» **Job**
Everything from the first line of the data through the line with "text-align: left;" is to be echoed exactly, minus the pictures.

» **Supplied material**
^^^^^^^^^^^^^^^^

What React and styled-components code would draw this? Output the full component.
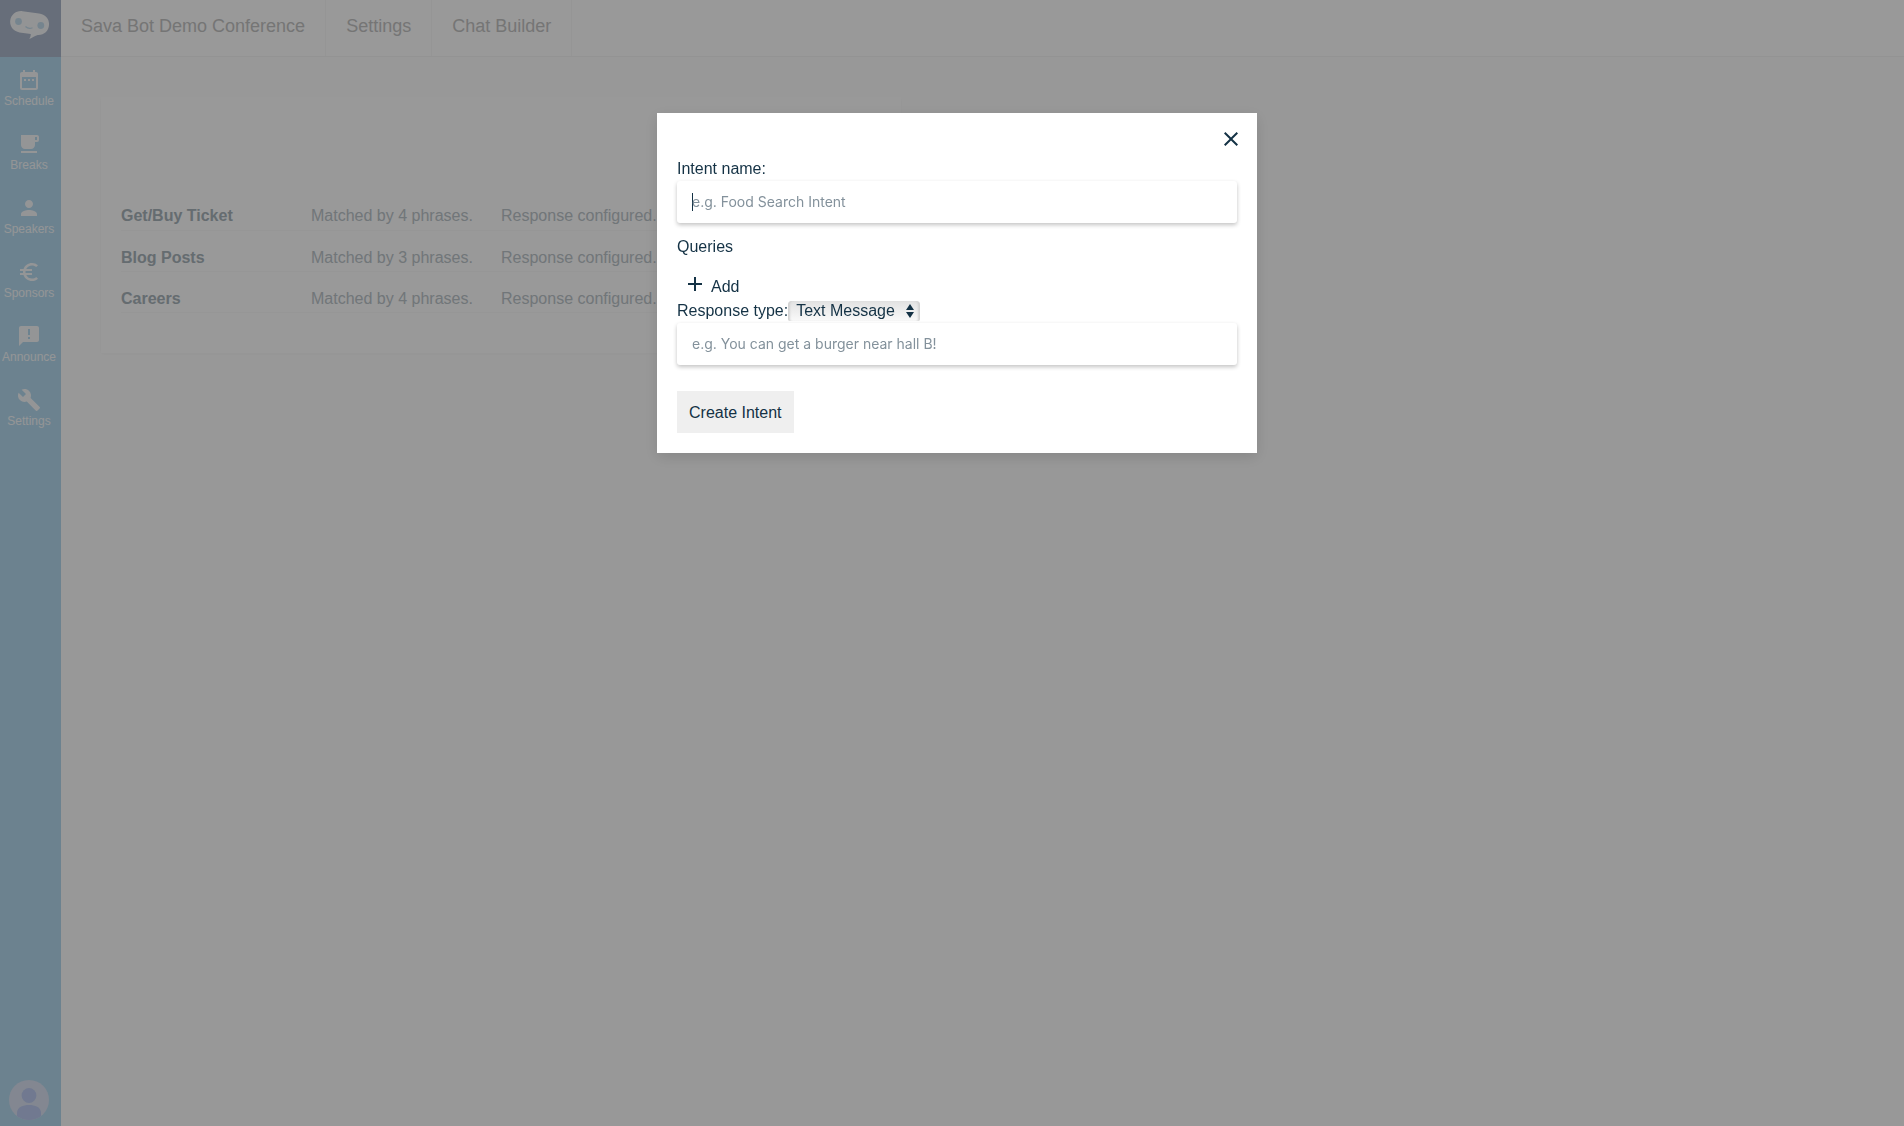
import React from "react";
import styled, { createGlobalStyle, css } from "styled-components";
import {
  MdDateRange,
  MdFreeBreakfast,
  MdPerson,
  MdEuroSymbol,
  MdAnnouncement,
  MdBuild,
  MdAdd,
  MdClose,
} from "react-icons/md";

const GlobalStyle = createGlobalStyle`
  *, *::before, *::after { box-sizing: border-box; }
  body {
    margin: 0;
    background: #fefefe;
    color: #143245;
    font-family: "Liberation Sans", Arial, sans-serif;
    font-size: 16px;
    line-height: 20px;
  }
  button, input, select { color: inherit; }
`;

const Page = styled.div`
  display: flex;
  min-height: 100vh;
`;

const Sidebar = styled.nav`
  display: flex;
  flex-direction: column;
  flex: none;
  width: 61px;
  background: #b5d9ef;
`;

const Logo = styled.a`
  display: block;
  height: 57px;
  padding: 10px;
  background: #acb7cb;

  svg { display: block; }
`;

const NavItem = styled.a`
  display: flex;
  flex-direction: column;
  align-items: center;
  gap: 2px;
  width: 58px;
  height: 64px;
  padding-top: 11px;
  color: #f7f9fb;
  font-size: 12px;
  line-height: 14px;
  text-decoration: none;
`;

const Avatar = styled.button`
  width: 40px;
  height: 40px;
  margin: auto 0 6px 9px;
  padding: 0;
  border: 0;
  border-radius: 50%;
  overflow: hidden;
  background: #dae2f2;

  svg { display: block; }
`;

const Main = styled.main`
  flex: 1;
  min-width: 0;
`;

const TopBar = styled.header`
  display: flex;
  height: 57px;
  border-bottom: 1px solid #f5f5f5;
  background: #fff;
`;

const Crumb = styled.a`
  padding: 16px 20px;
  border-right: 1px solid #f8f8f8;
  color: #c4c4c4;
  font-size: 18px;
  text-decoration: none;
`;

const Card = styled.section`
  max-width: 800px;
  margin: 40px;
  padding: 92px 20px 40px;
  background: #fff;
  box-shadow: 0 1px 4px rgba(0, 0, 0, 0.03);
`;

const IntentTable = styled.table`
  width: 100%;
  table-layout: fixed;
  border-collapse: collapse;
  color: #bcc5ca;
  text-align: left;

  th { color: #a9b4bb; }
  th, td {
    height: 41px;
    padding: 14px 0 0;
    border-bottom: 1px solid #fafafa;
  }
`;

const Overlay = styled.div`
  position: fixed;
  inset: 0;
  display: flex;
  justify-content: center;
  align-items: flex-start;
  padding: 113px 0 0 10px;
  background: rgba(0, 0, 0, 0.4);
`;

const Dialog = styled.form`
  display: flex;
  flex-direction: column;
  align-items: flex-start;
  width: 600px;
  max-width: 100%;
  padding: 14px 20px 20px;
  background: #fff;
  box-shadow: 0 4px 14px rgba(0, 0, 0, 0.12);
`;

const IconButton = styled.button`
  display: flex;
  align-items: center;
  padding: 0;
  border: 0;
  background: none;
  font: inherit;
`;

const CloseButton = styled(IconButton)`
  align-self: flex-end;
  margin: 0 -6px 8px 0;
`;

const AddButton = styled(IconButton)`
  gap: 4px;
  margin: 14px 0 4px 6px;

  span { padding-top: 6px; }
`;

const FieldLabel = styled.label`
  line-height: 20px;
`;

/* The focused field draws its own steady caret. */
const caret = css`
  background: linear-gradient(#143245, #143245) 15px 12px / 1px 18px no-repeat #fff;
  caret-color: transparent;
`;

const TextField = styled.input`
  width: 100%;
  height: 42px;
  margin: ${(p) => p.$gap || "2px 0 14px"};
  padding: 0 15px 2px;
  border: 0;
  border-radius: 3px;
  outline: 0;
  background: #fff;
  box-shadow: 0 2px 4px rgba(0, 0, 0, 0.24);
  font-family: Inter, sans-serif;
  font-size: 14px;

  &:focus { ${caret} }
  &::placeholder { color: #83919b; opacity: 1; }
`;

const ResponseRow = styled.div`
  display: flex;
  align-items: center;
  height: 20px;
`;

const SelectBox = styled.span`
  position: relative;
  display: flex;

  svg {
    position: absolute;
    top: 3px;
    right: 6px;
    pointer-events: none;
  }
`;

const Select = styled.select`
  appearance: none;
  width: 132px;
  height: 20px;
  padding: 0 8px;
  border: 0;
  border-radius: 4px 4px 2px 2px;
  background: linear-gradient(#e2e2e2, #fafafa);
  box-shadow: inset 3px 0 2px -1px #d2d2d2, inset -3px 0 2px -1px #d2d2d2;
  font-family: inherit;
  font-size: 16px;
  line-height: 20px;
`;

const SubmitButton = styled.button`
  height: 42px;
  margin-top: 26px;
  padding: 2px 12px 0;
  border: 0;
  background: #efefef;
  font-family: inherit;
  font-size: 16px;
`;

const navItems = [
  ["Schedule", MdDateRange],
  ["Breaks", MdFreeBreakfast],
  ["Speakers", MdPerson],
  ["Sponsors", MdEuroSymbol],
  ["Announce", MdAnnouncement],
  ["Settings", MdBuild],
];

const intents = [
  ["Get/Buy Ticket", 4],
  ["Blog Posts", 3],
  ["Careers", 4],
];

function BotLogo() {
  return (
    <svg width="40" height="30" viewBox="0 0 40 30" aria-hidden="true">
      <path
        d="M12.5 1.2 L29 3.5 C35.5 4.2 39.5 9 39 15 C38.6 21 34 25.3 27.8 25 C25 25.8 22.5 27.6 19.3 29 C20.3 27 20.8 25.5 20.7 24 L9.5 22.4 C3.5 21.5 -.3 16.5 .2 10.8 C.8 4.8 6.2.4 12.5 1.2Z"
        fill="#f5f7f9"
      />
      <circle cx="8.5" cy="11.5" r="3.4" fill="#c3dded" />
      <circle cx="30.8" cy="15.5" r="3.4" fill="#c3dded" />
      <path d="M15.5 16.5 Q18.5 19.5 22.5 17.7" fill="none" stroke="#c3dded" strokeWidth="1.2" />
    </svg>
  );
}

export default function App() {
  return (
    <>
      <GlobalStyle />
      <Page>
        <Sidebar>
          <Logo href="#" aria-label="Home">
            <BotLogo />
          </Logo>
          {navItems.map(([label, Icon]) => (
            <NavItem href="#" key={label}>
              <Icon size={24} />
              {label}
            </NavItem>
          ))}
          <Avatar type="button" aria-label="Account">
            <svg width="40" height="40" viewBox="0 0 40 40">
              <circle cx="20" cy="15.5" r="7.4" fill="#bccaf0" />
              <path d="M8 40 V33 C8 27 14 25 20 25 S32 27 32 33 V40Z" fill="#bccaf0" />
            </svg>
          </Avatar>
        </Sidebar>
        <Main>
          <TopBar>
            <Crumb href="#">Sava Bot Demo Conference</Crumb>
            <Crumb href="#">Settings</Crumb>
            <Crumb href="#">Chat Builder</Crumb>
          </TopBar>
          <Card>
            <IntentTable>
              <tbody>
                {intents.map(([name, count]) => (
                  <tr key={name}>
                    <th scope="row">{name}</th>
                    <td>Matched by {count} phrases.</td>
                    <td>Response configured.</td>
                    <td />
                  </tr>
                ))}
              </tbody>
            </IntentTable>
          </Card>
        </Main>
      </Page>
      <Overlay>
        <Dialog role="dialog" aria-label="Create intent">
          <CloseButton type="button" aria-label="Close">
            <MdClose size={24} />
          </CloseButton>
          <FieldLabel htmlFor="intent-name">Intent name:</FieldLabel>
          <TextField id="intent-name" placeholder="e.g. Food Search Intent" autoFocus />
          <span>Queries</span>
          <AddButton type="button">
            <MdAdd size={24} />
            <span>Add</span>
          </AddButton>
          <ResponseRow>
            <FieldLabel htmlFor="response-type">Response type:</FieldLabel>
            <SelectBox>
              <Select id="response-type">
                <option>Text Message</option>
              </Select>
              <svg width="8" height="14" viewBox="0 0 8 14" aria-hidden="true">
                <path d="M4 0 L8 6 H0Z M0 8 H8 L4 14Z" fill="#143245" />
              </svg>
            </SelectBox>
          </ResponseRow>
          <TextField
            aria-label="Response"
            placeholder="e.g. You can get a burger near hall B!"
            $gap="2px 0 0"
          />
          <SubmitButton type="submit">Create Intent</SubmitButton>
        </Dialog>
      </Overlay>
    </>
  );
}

^^^^^^^^^^^^^^^^

» **Exercise response**
What React and styled-components code would draw this? Output the full component.
import React from "react";
import styled, { createGlobalStyle, css } from "styled-components";
import {
  MdDateRange,
  MdFreeBreakfast,
  MdPerson,
  MdEuroSymbol,
  MdAnnouncement,
  MdBuild,
  MdAdd,
  MdClose,
} from "react-icons/md";

const GlobalStyle = createGlobalStyle`
  *, *::before, *::after { box-sizing: border-box; }
  body {
    margin: 0;
    background: #fefefe;
    color: #143245;
    font-family: "Liberation Sans", Arial, sans-serif;
    font-size: 16px;
    line-height: 20px;
  }
  button, input, select { color: inherit; }
`;

const Page = styled.div`
  display: flex;
  min-height: 100vh;
`;

const Sidebar = styled.nav`
  display: flex;
  flex-direction: column;
  flex: none;
  width: 61px;
  background: #b5d9ef;
`;

const Logo = styled.a`
  display: block;
  height: 57px;
  padding: 10px;
  background: #acb7cb;

  svg { display: block; }
`;

const NavItem = styled.a`
  display: flex;
  flex-direction: column;
  align-items: center;
  gap: 2px;
  width: 58px;
  height: 64px;
  padding-top: 11px;
  color: #f7f9fb;
  font-size: 12px;
  line-height: 14px;
  text-decoration: none;
`;

const Avatar = styled.button`
  width: 40px;
  height: 40px;
  margin: auto 0 6px 9px;
  padding: 0;
  border: 0;
  border-radius: 50%;
  overflow: hidden;
  background: #dae2f2;

  svg { display: block; }
`;

const Main = styled.main`
  flex: 1;
  min-width: 0;
`;

const TopBar = styled.header`
  display: flex;
  height: 57px;
  border-bottom: 1px solid #f5f5f5;
  background: #fff;
`;

const Crumb = styled.a`
  padding: 16px 20px;
  border-right: 1px solid #f8f8f8;
  color: #c4c4c4;
  font-size: 18px;
  text-decoration: none;
`;

const Card = styled.section`
  max-width: 800px;
  margin: 40px;
  padding: 92px 20px 40px;
  background: #fff;
  box-shadow: 0 1px 4px rgba(0, 0, 0, 0.03);
`;

const IntentTable = styled.table`
  width: 100%;
  table-layout: fixed;
  border-collapse: collapse;
  color: #bcc5ca;
  text-align: left;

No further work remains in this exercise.